Recientes y ruidosos acontecimientos han puesto de relieve hasta qué punto, bajo las apariencias aseadas y nórdicas, late en este país el anhelo de una justicia expeditiva, vindicativa y sumaria, la nostalgia del auto de fe inquisitorial. En el caso Millet, hemos asistido a un clamor social -en buena parte inducido desde los medios y desde sectores de la propia judicatura- que invocaba razones técnicas para exigir la prisión preventiva de Millet y Montull, pero en realidad perseguía el mensaje ejemplarizante de que no hay indulgencia para los ricos, de que esos dos pájaros deben estar entre rejas, aunque falten años para una sentencia firme... Por momentos, ha flotado sobre la opinión publicada barcelonesa el grito que animó tantas bullangas decimonónicas locales: "¡Pena de muerte al ladrón!".

¿Y qué decir de la Operación Pretoria?
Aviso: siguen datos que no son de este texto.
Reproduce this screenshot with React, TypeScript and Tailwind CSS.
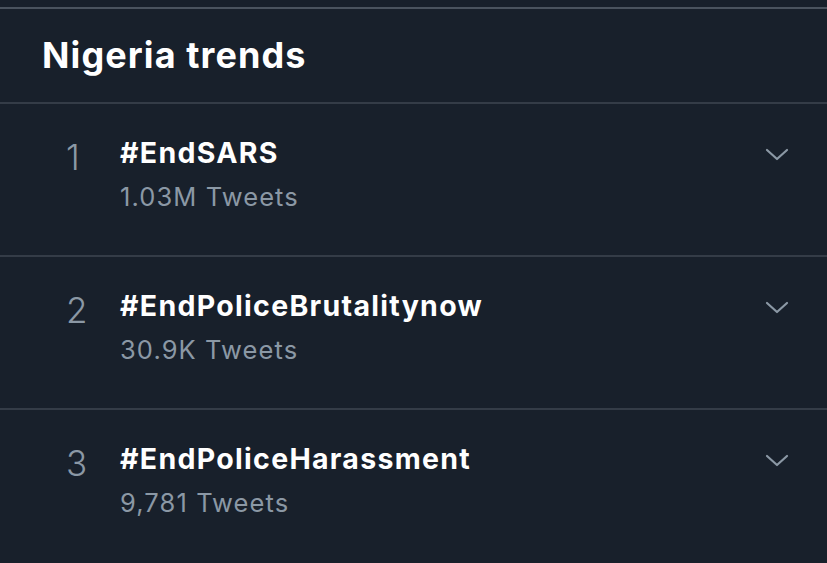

El presidente de Cantabria, Miguel Ángel Revilla -el populista que acude a La Moncloa en taxi para exhibir austeridad, el regionalista que lleva 14 años encaramado a la cucaña autonómica, primero con el PP y luego con el PSOE- dijo el otro día que la exhibición mediática de los notables detenidos por orden de Garzón, esposados y con bolsas de basura en las manos, todavía le parece poco; que, a su juicio, tales sujetos deberían ser sometidos al escarnio y a la vergüenza públicas, no aclaró si en una picota medieval, con cucuruchos como los penitenciados de la Inquisición, o en un moderno plató televisivo. De cualquier modo, Revilla sólo dice en público lo que muchos piensan en privado: esta misma semana, la encuesta online de un importante rotativo barcelonés dio el 69% de los votos a quienes creen "adecuado que se exponga a los detenidos ante los medios a su llegada a los tribunales". Nadie ha aclarado, empero, por qué Muñoz o Alavedra sufrieron la "pena de telediario" mientras que al "segundo violador del Eixample", por ejemplo, se le permite acudir a los tribunales encapuchado.

Lo dicho: aquí se confunde la justicia con el escarmiento, la equidad con el ajuste de cuentas, la sanción penal con la venganza social y la humillación del reo. Aunque no lo admitan en voz alta, mucha gente de bien apoyaría el restablecimiento de la pena de muerte. No sólo eso: si las ejecuciones fuesen públicas como antaño, acudirían a verlas y llevarían consigo a sus hijos, para que aprendiesen a dónde conduce tomar el mal camino.